By The Capitol Institute
In Iraqi politics, reinvention is common. Accountability is rare.
Mohammed al-Halbousi now presents himself as a defender of Iraqi sovereignty, warning against the return of former Prime Minister Nouri al-Maliki and citing alleged American objections to his nomination. He frames the debate in terms of economic risk, potential sanctions, and the fragility of Iraq’s relationship with Washington. His message is clear: choosing the wrong leader could isolate Iraq internationally and destabilize the dinar.
Yet this posture raises difficult questions.
Al-Halbousi rose to the speakership of parliament in 2018 during a period when Iranian influence in Baghdad was widely acknowledged as decisive in government formation. At the time, the language of “national sovereignty” was notably muted. Iraq’s post-2003 political architecture — shaped by power-sharing deals, factional bargaining, and external mediation — was not challenged. It was managed.

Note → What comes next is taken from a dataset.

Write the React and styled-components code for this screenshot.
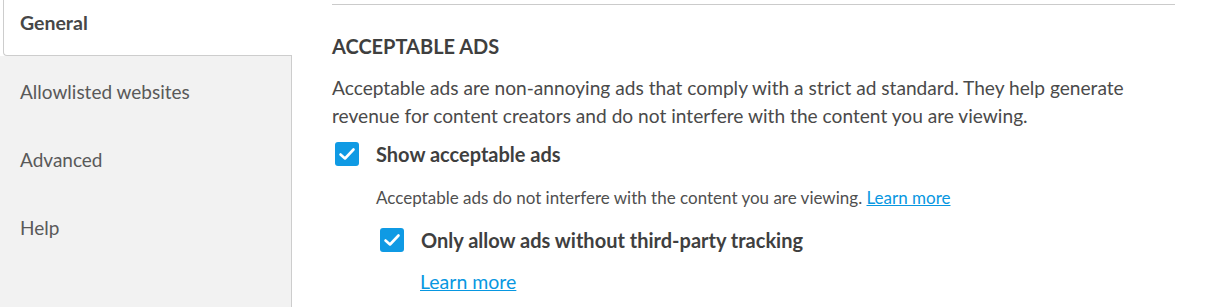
import React from "react";
import styled, { createGlobalStyle } from "styled-components";

const GlobalStyle = createGlobalStyle`
  html, body {
    margin: 0;
    padding: 0;
    background: #fff;
  }
  body {
    font-family: "Lato", "Liberation Sans", sans-serif;
    color: #4a4a4a;
  }
`;

const navItems = ["Allowlisted websites", "Advanced", "Help"];

const CheckIcon = () => (
  <svg width="18" height="18" viewBox="0 0 18 18" fill="none">
    <polyline
      points="2.5,9.5 7,13.5 15.5,4.5"
      stroke="#fff"
      strokeWidth="2.6"
      strokeLinecap="round"
      strokeLinejoin="round"
    />
  </svg>
);

export default function App() {
  return (
    <>
      <GlobalStyle />
      <Layout>
        <Sidebar>
          <ActiveTab>General</ActiveTab>
          <NavPanel>
            {navItems.map((item) => (
              <NavItem key={item}>{item}</NavItem>
            ))}
          </NavPanel>
        </Sidebar>
        <Content>
          <Divider />
          <Heading>Acceptable ads</Heading>
          <Paragraph>
            Acceptable ads are non-annoying ads that comply with a strict ad
            standard. They help generate revenue for content creators and do
            not interfere with the content you are viewing.
          </Paragraph>
          <OptionRow indent={3}>
            <Checkbox>
              <CheckIcon />
            </Checkbox>
            <OptionLabel>Show acceptable ads</OptionLabel>
          </OptionRow>
          <Note>
            Acceptable ads do not interfere with the content you are viewing.{" "}
            <Link href="#">Learn more</Link>
          </Note>
          <OptionRow indent={48}>
            <Checkbox>
              <CheckIcon />
            </Checkbox>
            <OptionLabel>Only allow ads without third-party tracking</OptionLabel>
          </OptionRow>
          <LinkLine>
            <Link href="#">Learn more</Link>
          </LinkLine>
        </Content>
      </Layout>
    </>
  );
}

const Layout = styled.div`
  display: flex;
  height: 100vh;
`;

const Sidebar = styled.nav`
  width: 292px;
  flex-shrink: 0;
  display: flex;
  flex-direction: column;
`;

const ActiveTab = styled.div`
  height: 56px;
  margin-left: 3px;
  padding: 0 0 10px 16px;
  display: flex;
  align-items: center;
  background: #fff;
  border-left: 1px solid #cdcdcd;
  border-bottom: 1px solid #cdcdcd;
  border-bottom-left-radius: 4px;
  box-sizing: border-box;
  font-size: 19.5px;
  font-weight: 700;
  color: #474747;
`;

const NavPanel = styled.div`
  flex: 1;
  background: #f2f2f2;
  border-right: 1px solid #cdcdcd;
  padding-top: 1px;
`;

const NavItem = styled.div`
  height: 68px;
  padding-left: 20px;
  display: flex;
  align-items: center;
  font-size: 19px;
  color: #595959;
`;

const Content = styled.main`
  flex: 1;
  padding: 4px 40px 0 40px;
  max-width: 844px;
`;

const Divider = styled.div`
  height: 1px;
  background: #cbcbcb;
`;

const Heading = styled.h2`
  margin: 29px 0 0;
  line-height: 24px;
  font-size: 20px;
  font-weight: 700;
  text-transform: uppercase;
  color: #3f3f3f;
`;

const Paragraph = styled.p`
  margin: 16px 0 0;
  font-size: 19.15px;
  line-height: 28px;
  color: #4a4a4a;
`;

const OptionRow = styled.div`
  display: flex;
  align-items: center;
  gap: 17px;
  height: 24px;
  margin-top: ${({ indent }) => (indent > 10 ? 18 : 12)}px;
  padding-left: ${({ indent }) => indent}px;
`;

const Checkbox = styled.span`
  width: 24px;
  height: 24px;
  border-radius: 3px;
  background: #0f9ae4;
  display: flex;
  align-items: center;
  justify-content: center;
`;

const OptionLabel = styled.span`
  font-size: 20px;
  font-weight: 700;
  color: #3f3f3f;
`;

const Note = styled.p`
  margin: 20px 0 0;
  padding-left: 44px;
  font-size: 17px;
  line-height: 24px;
  color: #4f4f4f;
`;

const LinkLine = styled.div`
  margin-top: 18px;
  padding-left: 88px;
  font-size: 19.5px;
  line-height: 24px;
`;

const Link = styled.a`
  color: #0797e1;
  text-decoration: underline;
`;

Today, by invoking U.S. leverage over Iraq’s oil revenues and dollar access through the Federal Reserve Bank of New York, al-Halbousi implicitly acknowledges a structural vulnerability long embedded in Iraq’s financial system. But this dependency did not emerge overnight. It developed during years in which Iraq’s political class — including its parliamentary leadership — failed to diversify the economy, strengthen institutional oversight, or insulate fiscal policy from geopolitical friction.

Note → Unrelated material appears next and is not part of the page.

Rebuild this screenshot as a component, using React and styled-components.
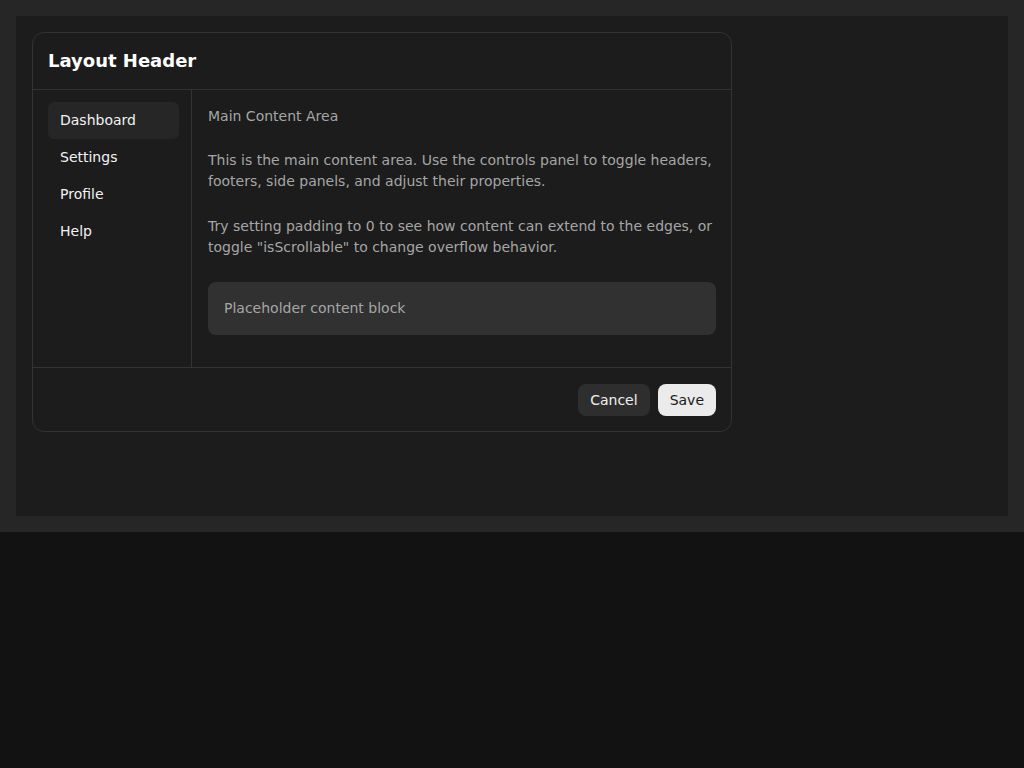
import React from "react";
import styled, { createGlobalStyle } from "styled-components";

const GlobalStyle = createGlobalStyle`
  html, body {
    margin: 0;
    padding: 0;
    background: #121212;
    font-family: "DejaVu Sans", "Noto Sans", sans-serif;
  }
  * {
    box-sizing: border-box;
  }
`;

const Stage = styled.div`
  background: #262626;
  padding: 16px;
`;

const Canvas = styled.div`
  background: #1c1c1c;
  padding: 16px;
  height: 500px;
`;

const Card = styled.div`
  width: 700px;
  border: 1px solid #333333;
  border-radius: 12px;
  background: #1c1c1c;
  display: flex;
  flex-direction: column;
  overflow: hidden;
`;

const Header = styled.div`
  padding: 16px 15px;
  border-bottom: 1px solid #333333;
`;

const Title = styled.h2`
  margin: 0;
  font-size: 18px;
  line-height: 24px;
  font-weight: 700;
  color: #ffffff;
`;

const Body = styled.div`
  display: flex;
`;

const Sidebar = styled.nav`
  width: 159px;
  flex-shrink: 0;
  border-right: 1px solid #333333;
  padding: 12px 12px 12px 15px;
  display: flex;
  flex-direction: column;
`;

const NavItem = styled.div`
  padding: 8px 12px;
  font-size: 14px;
  line-height: 21px;
  color: #f2f2f2;
  border-radius: 6px;
  background: ${(props) => (props.$active ? "#262626" : "transparent")};
  cursor: pointer;
`;

const Main = styled.main`
  flex: 1;
  padding: 16px 15px 16px 16px;
  color: #a6a6a6;
  font-size: 14px;
  line-height: 21px;
`;

const Label = styled.div`
  margin-bottom: 23px;
`;

const Paragraph = styled.p`
  margin: 0 0 24px;
`;

const Placeholder = styled.div`
  background: #313131;
  border-radius: 8px;
  padding: 16px;
  margin-bottom: 16px;
`;

const Footer = styled.div`
  border-top: 1px solid #333333;
  padding: 16px 15px 15px;
  display: flex;
  justify-content: flex-end;
  gap: 8px;
`;

const Button = styled.button`
  font-family: inherit;
  font-size: 14px;
  line-height: 20px;
  padding: 6px 12px;
  border: none;
  border-radius: 8px;
  cursor: pointer;
  background: ${(props) => (props.$primary ? "#ebebeb" : "#2e2e2e")};
  color: ${(props) => (props.$primary ? "#1a1a1a" : "#f0f0f0")};
`;

const navItems = ["Dashboard", "Settings", "Profile", "Help"];

const App = () => {
  return (
    <>
      <GlobalStyle />
      <Stage>
        <Canvas>
          <Card>
            <Header>
              <Title>Layout Header</Title>
            </Header>
            <Body>
              <Sidebar>
                {navItems.map((item, i) => (
                  <NavItem key={item} $active={i === 0}>
                    {item}
                  </NavItem>
                ))}
              </Sidebar>
              <Main>
                <Label>Main Content Area</Label>
                <Paragraph>
                  This is the main content area. Use the controls panel to
                  toggle headers, footers, side panels, and adjust their
                  properties.
                </Paragraph>
                <Paragraph>
                  Try setting padding to 0 to see how content can extend to the
                  edges, or toggle "isScrollable" to change overflow behavior.
                </Paragraph>
                <Placeholder>Placeholder content block</Placeholder>
              </Main>
            </Body>
            <Footer>
              <Button>Cancel</Button>
              <Button $primary>Save</Button>
            </Footer>
          </Card>
        </Canvas>
      </Stage>
    </>
  );
};

export default App;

Moreover, persistent allegations surrounding financial networks, offshore assets, and currency transfer operations — whether proven or not — underscore a broader trust deficit between Iraq’s citizens and their political elites. Reformist rhetoric carries little weight without transparency.
The core issue is not whether al-Maliki should return to office. It is whether Iraq’s leadership class can convincingly distance itself from the very system it helped construct.
Iraq does not need political figures repositioning themselves against yesterday’s allies. It needs structural reform, institutional credibility, and leaders prepared to subject their own records to scrutiny.
Sovereignty is not declared in television interviews. It is demonstrated through accountability.
And Iraq’s public memory is longer than many assume.